Sacramento County Highpoint Trip Report
Date: March 18, 2008
Author: Patrick Thornley
I had an opportunity to visit a friend who now lives in Folsom, CA. He and I
had previously done several other CA county highpoints when I lived in Reno but
for some reason I had never bothered to get the Sacramento highpoint, probably
because, at that time, I only had the Suttle book and it implied that access was
not allowed. Nowadays, several trip reports at cohp.org imply various levels of
access and availability. I printed out 5 of these and headed for CA.
After perusing them all, my friend said the report from Robert Greene sounded the most
plausible, so we set out. Robert's report is from 2004 and there has been
considerably more construction done since his report but the essential elements
remain unchanged from his report which follows.
"Here's the directions I recommend:
50 east to E. Bidwell exit.
Left (north) on East Bidwell.
Right (east) on Broadstone (2nd light).
Right on Serpa.
Left on Caversham.
Follow Caversham past Iris to end."
As we discovered if you follow Caversham to the end now you get to a tall (6 foot)
wrought iron fence and solid suburban housing all around. While the gate
is not posted or signed, it is locked, and climbing over might attract unwanted
attention but if, on your way up Caversham (0.6 miles from it's start), you look
to the right you will see a nice landscaped, paved path between two homes.

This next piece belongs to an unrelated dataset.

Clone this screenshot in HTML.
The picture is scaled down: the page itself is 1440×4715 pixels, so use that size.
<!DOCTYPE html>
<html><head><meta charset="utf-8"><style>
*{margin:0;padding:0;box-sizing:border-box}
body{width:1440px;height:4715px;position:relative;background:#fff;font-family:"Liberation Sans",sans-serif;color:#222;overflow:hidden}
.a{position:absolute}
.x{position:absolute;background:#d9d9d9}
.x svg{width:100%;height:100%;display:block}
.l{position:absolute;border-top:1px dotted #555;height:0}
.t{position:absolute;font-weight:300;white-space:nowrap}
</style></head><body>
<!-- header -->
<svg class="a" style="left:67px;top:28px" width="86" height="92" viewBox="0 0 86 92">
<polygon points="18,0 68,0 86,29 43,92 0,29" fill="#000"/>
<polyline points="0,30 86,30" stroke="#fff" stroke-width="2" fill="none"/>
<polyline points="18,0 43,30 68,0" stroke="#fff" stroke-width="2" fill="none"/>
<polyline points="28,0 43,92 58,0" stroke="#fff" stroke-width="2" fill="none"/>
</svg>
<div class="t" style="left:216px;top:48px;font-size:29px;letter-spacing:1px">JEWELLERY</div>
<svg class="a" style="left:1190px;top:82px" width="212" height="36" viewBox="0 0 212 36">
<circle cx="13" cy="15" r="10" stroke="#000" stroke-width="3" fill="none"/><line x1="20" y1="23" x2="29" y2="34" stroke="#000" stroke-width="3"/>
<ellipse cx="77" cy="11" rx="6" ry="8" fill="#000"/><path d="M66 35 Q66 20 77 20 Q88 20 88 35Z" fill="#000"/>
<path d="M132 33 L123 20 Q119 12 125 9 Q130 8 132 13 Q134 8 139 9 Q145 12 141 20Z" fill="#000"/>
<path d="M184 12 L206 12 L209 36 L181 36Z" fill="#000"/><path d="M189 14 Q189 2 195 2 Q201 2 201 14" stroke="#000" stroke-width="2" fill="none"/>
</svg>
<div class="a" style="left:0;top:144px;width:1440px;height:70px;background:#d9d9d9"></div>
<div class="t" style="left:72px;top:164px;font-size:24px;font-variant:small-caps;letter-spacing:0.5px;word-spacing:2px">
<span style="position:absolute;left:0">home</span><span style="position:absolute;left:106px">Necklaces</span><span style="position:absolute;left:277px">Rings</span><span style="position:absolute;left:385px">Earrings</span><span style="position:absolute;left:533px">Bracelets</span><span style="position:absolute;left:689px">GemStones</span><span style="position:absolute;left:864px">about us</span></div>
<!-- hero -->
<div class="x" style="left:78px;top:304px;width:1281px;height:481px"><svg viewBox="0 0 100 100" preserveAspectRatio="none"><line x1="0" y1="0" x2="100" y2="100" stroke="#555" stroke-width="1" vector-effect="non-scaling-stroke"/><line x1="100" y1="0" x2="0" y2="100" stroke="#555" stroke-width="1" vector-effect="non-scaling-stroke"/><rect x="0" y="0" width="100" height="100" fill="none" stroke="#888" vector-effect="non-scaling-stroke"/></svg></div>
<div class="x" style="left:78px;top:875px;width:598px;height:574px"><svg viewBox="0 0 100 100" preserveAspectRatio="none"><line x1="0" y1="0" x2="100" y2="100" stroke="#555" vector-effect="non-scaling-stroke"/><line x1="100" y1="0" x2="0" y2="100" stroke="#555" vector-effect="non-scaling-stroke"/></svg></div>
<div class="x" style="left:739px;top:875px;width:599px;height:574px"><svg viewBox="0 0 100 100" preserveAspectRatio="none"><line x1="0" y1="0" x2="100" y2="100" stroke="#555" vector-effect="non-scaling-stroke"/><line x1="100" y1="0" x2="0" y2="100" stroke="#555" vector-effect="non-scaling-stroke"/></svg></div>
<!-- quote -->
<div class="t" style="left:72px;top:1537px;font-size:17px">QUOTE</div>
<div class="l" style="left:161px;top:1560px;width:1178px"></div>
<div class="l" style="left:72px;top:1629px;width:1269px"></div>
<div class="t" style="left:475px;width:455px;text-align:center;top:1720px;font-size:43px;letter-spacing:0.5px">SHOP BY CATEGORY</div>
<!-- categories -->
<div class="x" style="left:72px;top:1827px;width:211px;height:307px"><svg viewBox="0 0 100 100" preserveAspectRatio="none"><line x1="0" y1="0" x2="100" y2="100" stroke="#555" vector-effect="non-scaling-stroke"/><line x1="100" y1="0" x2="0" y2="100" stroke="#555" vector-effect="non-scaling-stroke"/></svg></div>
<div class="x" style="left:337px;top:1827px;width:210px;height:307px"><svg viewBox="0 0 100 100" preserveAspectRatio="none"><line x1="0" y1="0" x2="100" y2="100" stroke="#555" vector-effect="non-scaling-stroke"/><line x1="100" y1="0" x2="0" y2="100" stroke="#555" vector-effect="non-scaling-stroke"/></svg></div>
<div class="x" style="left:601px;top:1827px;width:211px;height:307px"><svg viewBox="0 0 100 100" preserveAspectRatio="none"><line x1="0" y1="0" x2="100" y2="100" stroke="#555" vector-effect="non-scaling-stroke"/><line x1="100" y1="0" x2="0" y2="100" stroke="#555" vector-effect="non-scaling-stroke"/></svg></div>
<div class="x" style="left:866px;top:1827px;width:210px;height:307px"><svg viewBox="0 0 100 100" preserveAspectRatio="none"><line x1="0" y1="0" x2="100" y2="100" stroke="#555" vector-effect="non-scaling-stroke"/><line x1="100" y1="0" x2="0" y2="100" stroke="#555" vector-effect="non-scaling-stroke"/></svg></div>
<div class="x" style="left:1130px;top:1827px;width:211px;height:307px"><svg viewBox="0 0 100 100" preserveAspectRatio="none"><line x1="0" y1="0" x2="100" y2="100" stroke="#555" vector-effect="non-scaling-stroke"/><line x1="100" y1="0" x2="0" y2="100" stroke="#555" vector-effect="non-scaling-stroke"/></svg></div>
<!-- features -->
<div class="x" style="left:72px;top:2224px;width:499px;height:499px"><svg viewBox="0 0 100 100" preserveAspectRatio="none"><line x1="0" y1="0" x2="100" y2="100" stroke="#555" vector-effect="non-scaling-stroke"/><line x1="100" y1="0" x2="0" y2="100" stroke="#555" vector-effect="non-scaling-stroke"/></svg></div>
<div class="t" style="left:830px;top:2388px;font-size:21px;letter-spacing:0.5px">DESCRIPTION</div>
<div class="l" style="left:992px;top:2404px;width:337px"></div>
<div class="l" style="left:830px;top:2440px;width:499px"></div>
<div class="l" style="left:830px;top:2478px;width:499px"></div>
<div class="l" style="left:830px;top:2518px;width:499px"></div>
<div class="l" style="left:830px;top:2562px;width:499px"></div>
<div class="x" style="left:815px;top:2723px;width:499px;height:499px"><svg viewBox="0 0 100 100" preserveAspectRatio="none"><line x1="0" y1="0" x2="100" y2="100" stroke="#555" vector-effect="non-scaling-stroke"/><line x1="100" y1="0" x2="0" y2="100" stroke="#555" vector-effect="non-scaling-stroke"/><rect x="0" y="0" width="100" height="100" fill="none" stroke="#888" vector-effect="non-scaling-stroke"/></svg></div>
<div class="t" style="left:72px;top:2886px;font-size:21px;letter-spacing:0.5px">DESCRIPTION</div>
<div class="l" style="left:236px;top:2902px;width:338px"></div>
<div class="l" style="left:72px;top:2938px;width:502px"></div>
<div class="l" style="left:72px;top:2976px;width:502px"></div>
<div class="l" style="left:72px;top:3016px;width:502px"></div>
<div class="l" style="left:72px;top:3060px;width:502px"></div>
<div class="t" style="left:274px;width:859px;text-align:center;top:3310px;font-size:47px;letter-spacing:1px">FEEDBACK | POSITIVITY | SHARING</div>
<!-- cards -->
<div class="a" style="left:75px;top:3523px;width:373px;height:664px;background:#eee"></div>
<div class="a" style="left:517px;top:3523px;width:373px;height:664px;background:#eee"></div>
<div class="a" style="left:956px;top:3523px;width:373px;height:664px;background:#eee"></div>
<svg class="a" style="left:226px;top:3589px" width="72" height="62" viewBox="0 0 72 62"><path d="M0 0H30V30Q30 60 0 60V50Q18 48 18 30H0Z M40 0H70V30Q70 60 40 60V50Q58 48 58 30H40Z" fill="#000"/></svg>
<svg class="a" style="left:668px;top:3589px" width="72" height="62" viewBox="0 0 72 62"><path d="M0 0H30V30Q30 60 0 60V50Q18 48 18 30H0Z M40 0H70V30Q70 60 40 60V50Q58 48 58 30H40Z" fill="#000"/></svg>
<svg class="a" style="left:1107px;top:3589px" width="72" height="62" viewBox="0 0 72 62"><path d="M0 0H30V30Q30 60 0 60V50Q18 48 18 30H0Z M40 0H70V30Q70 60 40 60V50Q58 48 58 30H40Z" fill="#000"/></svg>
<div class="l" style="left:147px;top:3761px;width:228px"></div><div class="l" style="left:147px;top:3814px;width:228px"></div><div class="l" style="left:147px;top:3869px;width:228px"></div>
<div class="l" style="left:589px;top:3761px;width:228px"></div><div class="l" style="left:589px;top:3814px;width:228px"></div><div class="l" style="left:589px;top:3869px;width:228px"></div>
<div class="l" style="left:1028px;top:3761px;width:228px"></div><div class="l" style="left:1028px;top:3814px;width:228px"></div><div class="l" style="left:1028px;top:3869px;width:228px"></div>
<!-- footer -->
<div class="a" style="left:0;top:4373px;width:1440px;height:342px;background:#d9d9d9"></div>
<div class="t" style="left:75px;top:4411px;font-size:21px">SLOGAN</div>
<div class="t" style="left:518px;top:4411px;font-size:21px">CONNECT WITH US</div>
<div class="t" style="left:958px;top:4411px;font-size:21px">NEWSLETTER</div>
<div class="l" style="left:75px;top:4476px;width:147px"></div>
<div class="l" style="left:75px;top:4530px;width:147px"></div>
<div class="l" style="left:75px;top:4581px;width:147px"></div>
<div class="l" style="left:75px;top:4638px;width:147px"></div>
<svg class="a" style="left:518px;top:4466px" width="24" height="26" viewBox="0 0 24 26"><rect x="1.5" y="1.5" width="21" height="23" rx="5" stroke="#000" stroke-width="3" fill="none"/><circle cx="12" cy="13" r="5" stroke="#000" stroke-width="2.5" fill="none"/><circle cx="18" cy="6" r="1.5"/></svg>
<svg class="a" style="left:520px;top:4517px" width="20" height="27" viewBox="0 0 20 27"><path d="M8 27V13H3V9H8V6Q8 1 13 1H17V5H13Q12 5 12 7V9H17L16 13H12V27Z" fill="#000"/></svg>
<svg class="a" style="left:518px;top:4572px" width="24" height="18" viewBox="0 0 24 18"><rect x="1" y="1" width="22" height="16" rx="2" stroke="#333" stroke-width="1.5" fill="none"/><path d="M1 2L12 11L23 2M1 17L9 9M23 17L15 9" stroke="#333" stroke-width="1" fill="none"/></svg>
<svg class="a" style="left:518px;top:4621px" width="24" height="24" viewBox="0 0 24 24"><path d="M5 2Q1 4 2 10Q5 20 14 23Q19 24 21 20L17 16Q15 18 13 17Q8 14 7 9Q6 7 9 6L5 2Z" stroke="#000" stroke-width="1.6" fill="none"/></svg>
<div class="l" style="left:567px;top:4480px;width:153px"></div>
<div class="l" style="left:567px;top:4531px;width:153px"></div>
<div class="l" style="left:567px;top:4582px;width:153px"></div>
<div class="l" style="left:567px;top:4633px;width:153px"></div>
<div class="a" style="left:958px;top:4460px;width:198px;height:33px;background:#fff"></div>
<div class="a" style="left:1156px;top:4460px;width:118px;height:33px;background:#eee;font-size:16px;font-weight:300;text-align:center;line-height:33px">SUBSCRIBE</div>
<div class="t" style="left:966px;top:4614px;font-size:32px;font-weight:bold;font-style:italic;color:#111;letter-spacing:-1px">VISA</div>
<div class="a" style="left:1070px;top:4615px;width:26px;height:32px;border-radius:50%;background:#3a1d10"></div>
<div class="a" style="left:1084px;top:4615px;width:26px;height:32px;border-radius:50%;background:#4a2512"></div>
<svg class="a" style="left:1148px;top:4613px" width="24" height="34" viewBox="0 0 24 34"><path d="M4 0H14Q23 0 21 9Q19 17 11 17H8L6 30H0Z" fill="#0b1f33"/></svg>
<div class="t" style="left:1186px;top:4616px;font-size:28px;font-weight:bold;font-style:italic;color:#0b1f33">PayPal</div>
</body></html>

Simply follow it to it's end, about 75 feet, and then turn left and walk
basically behind all the houses to the summit. Dogs in the fenced yards will
bark and you need to be careful not to trip on all the irrigation lines going to
the new landscaping on the hillside but we crossed no fences, saw no postings,
and in 10 minutes were at the benchmark. One vehicle was at the larger antenna
base building but nobody appeared as we arrived. A of couple minutes for photos
and we were on our way.
Other trip reports mention coming straight up from Iron Point Way, we saw no
reason why that wouldn't work and that was going to be our backup plan when we
found the path through the houses to the open park land beyond.
It was maybe a half mile total walk.